After his motion for suppression of evidence (Pen. Code, § 1538.5) had been denied, defendant withdrew his plea of not guilty of the crime of grand theft (count I) and, pursuant to a conditional plea agreement, pleaded nolo contendere as to that charge. Count II was dismissed pursuant to the agreement. The proceedings were suspended without imposition of sentence and defendant was placed on probation for 3 years on certain terms and conditions, which included the payment of a fine, the spending of 30 days in the county jail, and the [51 Cal. App. 3d 612] making of restitution. He has appealed from the judgment (order granting probation), contending that the trial court erred in denying his motion to suppress evidence made pursuant to Penal Code section 1538.5. fn. 1

On this appeal defendant contends that there was no probable cause for his arrest and that the officers unlawfully seized his vehicle located on his private property and thereafter illegally searched it.

At the hearing in the superior court of the motion to suppress evidence it was stipulated that the testimony of the witnesses at the preliminary hearing as recorded in the reporter's transcript could be introduced.

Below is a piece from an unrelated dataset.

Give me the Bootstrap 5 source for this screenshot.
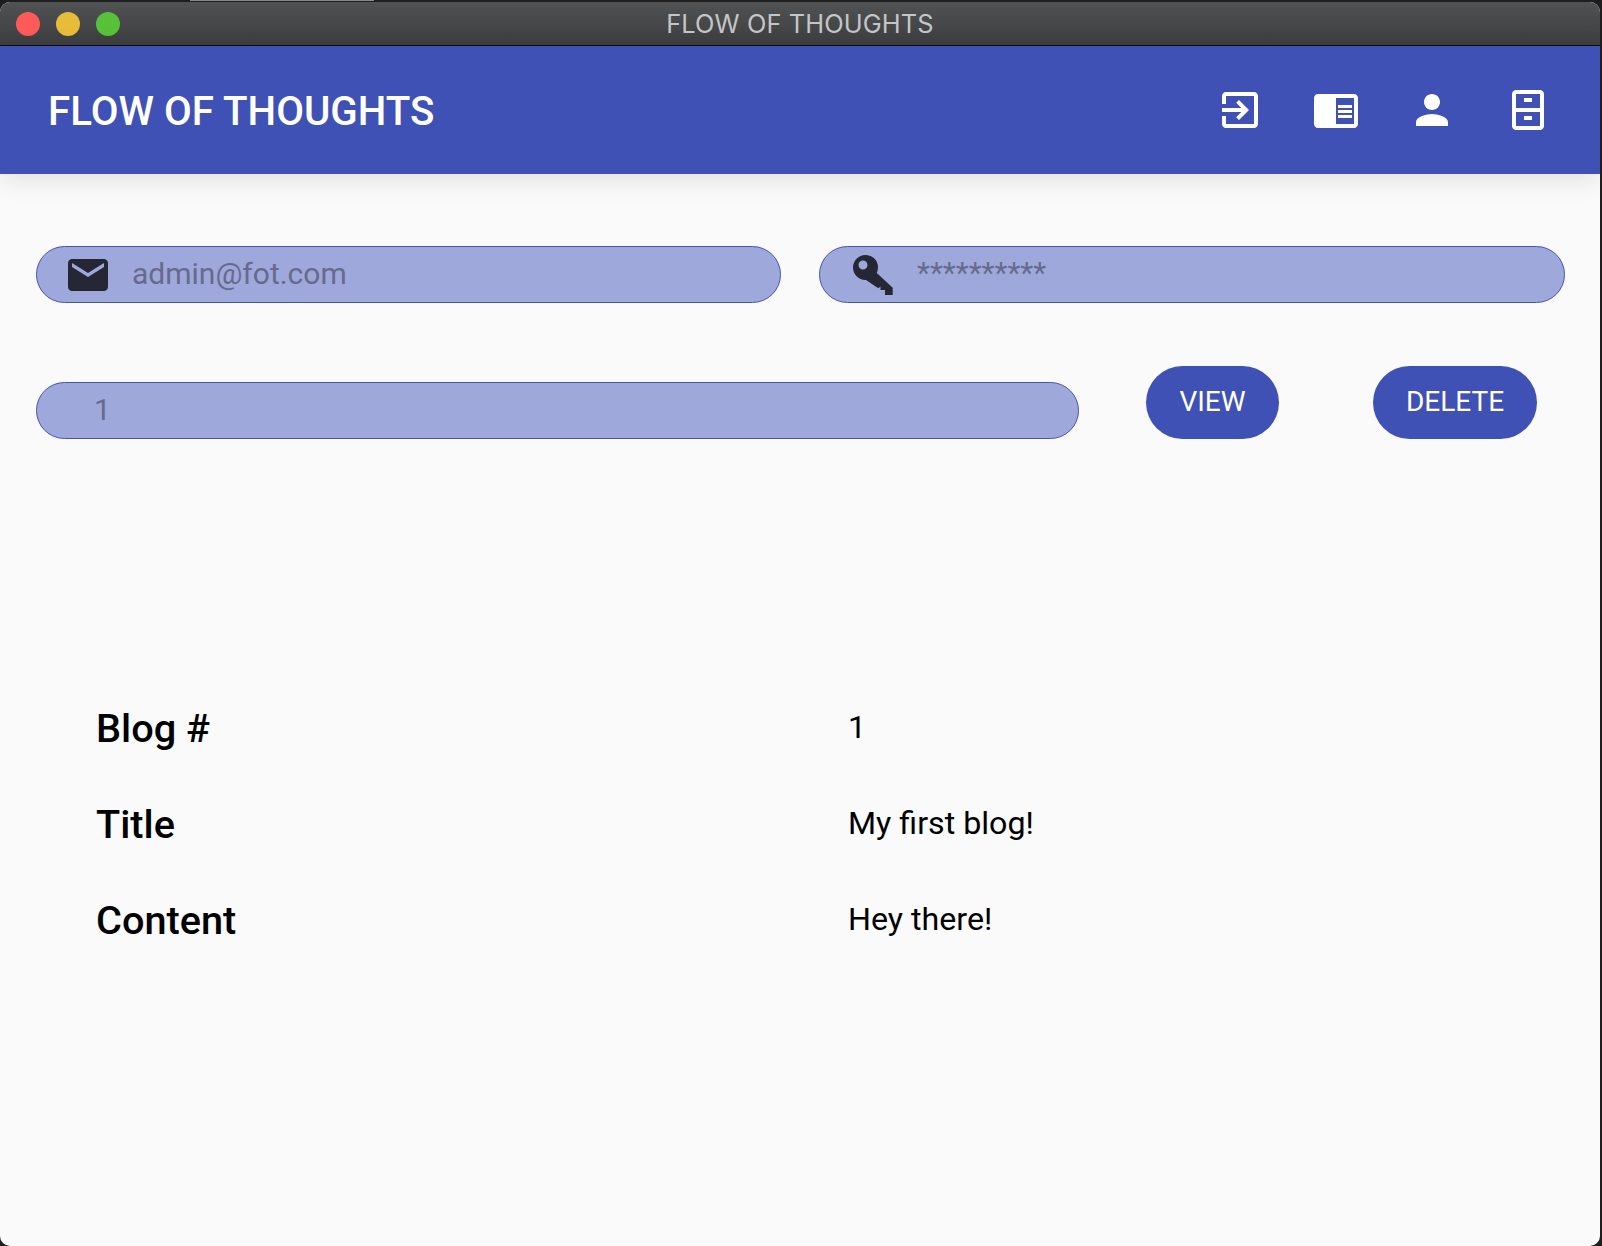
<!DOCTYPE html>
<html lang="en">
<head>
<meta charset="utf-8">
<title>FLOW OF THOUGHTS</title>
<link href="https://cdn.jsdelivr.net/npm/bootstrap@5.3.0/dist/css/bootstrap.min.css" rel="stylesheet">
<style>
html,body{height:100%}
body{background:#1e1e1e;font-family:Roboto,"Liberation Sans",sans-serif;margin:0;overflow:hidden;position:relative}
.top-sliver{position:absolute;left:190px;top:0;width:184px;height:1px;background:#8a8a8a}
.app-window{height:1244px;margin:2px 2px 0 0;background:#fafafa;border-radius:10px;overflow:hidden;display:flex;flex-direction:column}
.mac-bar{height:44px;flex:none;background:linear-gradient(#505254,#3c3d3f);border-bottom:1px solid #0c0c0c;position:relative;justify-content:center}
.mac-dots{position:absolute;left:16px;top:10px;gap:16px}
.mac-dot{width:24px;height:24px;border-radius:50%}
.mac-title{color:#c4c5c6;font-size:25.4px;font-family:Inter,Roboto,sans-serif;line-height:48px;letter-spacing:.1px}
.app-bar{height:128px;flex:none;background:#3f51b5;padding:0 48px 0 48px;box-shadow:0 6px 24px rgba(0,0,0,.1)}
.app-brand{color:#fff;font-size:40.3px;font-weight:500;margin:0;padding:4px 0 0}
.app-icons{gap:48px}
.app-icon{width:48px;height:48px;display:block;fill:#fff}
.app-main{padding:72px 35px 0 36px}
.field-row{gap:38px}
.pill-field{flex:0 0 745px;height:57px;background:#9fa8da;border:1px solid #4455b8;border-radius:28.5px;min-width:0}
.pill-field .form-control{background:transparent;border:0;box-shadow:none;border-radius:0;font-size:30px;color:#666b8e;padding:0 0 2px;height:100%;min-width:0}
.pill-field .form-control::placeholder{color:#666b8e;opacity:1}
.field-mail{padding-left:27px}
.field-mail .form-control{margin-left:20px}
.field-key{padding-left:33px;flex-basis:746px}
.field-key .form-control{margin-left:24px;padding-bottom:4px}
.field-key svg{margin-top:1px}
.field-icon{flex:none;fill:#252734}
.id-row{margin-top:63px;align-items:flex-end}
.id-field{flex:0 0 1043px;padding-left:57px}
.pill-btn{background:#3f51b5;border:0;color:#fff;font-size:28px;height:73px;border-radius:36.5px;line-height:1;flex:none;padding:0 0 2px}
.pill-btn:hover{background:#3f51b5;color:#fff}
.btn-view{width:133px;margin-left:67px}
.btn-delete{width:164px;margin-left:94px}
.blog-table{margin-top:241px;padding-left:60px;display:grid;grid-template-columns:752px 1fr;color:#000}
.blog-label,.blog-value{height:96px;display:flex;align-items:center}
.blog-label{font-size:39.7px;font-weight:500;padding-top:1px}
.blog-value{font-size:32.2px;padding-bottom:2px}
</style>
</head>
<body>
<div class="top-sliver"></div>
<div class="app-window">
  <div class="mac-bar d-flex align-items-center">
    <div class="mac-dots d-flex">
      <span class="mac-dot" style="background:#fd5b57"></span>
      <span class="mac-dot" style="background:#e6bc39"></span>
      <span class="mac-dot" style="background:#58c13a"></span>
    </div>
    <span class="mac-title">FLOW OF THOUGHTS</span>
  </div>
  <nav class="navbar app-bar d-flex justify-content-between align-items-center flex-nowrap">
    <span class="navbar-brand app-brand">FLOW OF THOUGHTS</span>
    <div class="app-icons d-flex">
      <svg class="app-icon" viewBox="0 0 24 24"><path d="M10.09 15.59L11.5 17l5-5-5-5-1.41 1.41L12.67 11H3v2h9.67l-2.58 2.59zM19 3H5c-1.11 0-2 .9-2 2v4h2V5h14v14H5v-4H3v4c0 1.1.89 2 2 2h14c1.1 0 2-.9 2-2V5c0-1.1-.9-2-2-2z"/></svg>
      <svg class="app-icon" viewBox="0 0 24 24"><path d="M13 12h7v1.5h-7zm0-2.5h7V11h-7zm0 5h7V16h-7zM21 4H3c-1.1 0-2 .9-2 2v13c0 1.1.9 2 2 2h18c1.1 0 2-.9 2-2V6c0-1.1-.9-2-2-2zm0 15h-9V6h9v13z"/></svg>
      <svg class="app-icon" viewBox="0 0 24 24"><path d="M12 12c2.21 0 4-1.79 4-4s-1.79-4-4-4-4 1.79-4 4 1.79 4 4 4zm0 2c-2.67 0-8 1.34-8 4v2h16v-2c0-2.66-5.33-4-8-4z"/></svg>
      <svg class="app-icon" viewBox="0 0 24 24"><path fill-rule="evenodd" d="M6 2h12c1.1 0 2 .9 2 2v16c0 1.1-.9 2-2 2H6c-1.1 0-2-.9-2-2V4c0-1.1.9-2 2-2zm0 2v7h12V4H6zm0 9v7h12v-7H6z"/><path d="M10 6h4v2h-4zM10 15h4v2h-4z"/></svg>
    </div>
  </nav>
  <main class="app-main">
    <div class="field-row d-flex">
      <div class="pill-field field-mail d-flex align-items-center">
        <svg class="field-icon" width="48" height="48" viewBox="0 0 24 24"><path d="M20 4H4c-1.1 0-1.99.9-1.99 2L2 18c0 1.1.9 2 2 2h16c1.1 0 2-.9 2-2V6c0-1.1-.9-2-2-2zm0 4l-8 5-8-5V6l8 5 8-5v2z"/></svg>
        <input class="form-control" type="text" placeholder="admin@fot.com" aria-label="Email">
      </div>
      <div class="pill-field field-key d-flex align-items-center">
        <svg class="field-icon" width="40" height="40" viewBox="0 0 40 40"><path fill-rule="evenodd" d="M12.500 0C19.400 0 25 5.400 25 12c0 2.200-.4 4.200-1.200 6L39.700 32.700V40H32v-5h-4.500v-3.500l-2.200 1.800L13 24.900c-.2.100-.300.100-.500.100C5.600 25 0 19.400 0 12.500S5.600 0 12.500 0zM10 5.500a4.500 4.500 0 1 0 0 9 4.500 4.500 0 0 0 0-9z"/></svg>
        <input class="form-control" type="text" placeholder="**********" aria-label="Password">
      </div>
    </div>
    <div class="id-row d-flex">
      <div class="pill-field id-field d-flex align-items-center">
        <input class="form-control" type="text" placeholder="1" aria-label="Blog id">
      </div>
      <button class="btn pill-btn btn-view" type="button">VIEW</button>
      <button class="btn pill-btn btn-delete" type="button">DELETE</button>
    </div>
    <div class="blog-table">
      <div class="blog-label">Blog #</div><div class="blog-value">1</div>
      <div class="blog-label">Title</div><div class="blog-value">My first blog!</div>
      <div class="blog-label">Content</div><div class="blog-value">Hey there!</div>
    </div>
  </main>
</div>
<script src="https://cdn.jsdelivr.net/npm/bootstrap@5.3.0/dist/js/bootstrap.bundle.min.js"></script>
</body>
</html>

That transcript was received in evidence. In addition, oral testimony was received at the hearing of the motion.

Mrs. Buck testified that on April 29, 1974, at about 1:10 p.m. she received a telephone call from a person with a male voice who stated, "This is Mr. Wilson from the bank." He told her that someone was using some of her money and that three tellers were under suspicion. He asked her to come to the bank and withdraw $1,245 so that they could check and find out what other account was being used by the person who was under suspicion. He further said that "Mr. Young" might want to talk to her for a minute and that she should not leave the bank parking lot too soon. The caller obtained from her a description of her car and of the clothes she was wearing.

Mrs. Buck went to the bank in Santa Maria and at approximately 2:20 p.m. withdrew $1,245 from her savings account, receiving a $100 bill, two $20 bills, a $5 bill, and the remaining amount in $50 bills. She returned to her car in the parking lot and waited. Just as she was starting to leave, a man came up to her, saying, "Mrs. Buck?" She answered affirmatively. The man said that he was Mr. Young and showed her a detective badge and identification. He told her, "They want me to take the money back in the bank for identification." She handed him the envelope containing the money. He walked around the rear of the car and Mrs. Buck started to leave. Her friend, Miss Doyle, said, "You never got a receipt." Mrs. Buck stopped her car and ran to the rear door of the bank. Just as she [51 Cal. App. 3d 613] was entering the bank, Mr. Young came out of the door. She called to him and said that she wanted to speak to him for a moment. He responded, "I have an appointment and I'm a little bit late." Mrs. Buck walked up to him, took him by the arm and said, "I want to speak to you in the bank." He pulled away from her and ran down the alley. She ran after him but she lost sight of him after he left the alley. Mrs. Buck further testified that she was "pretty sure" defendant was the man, "Mr. Young."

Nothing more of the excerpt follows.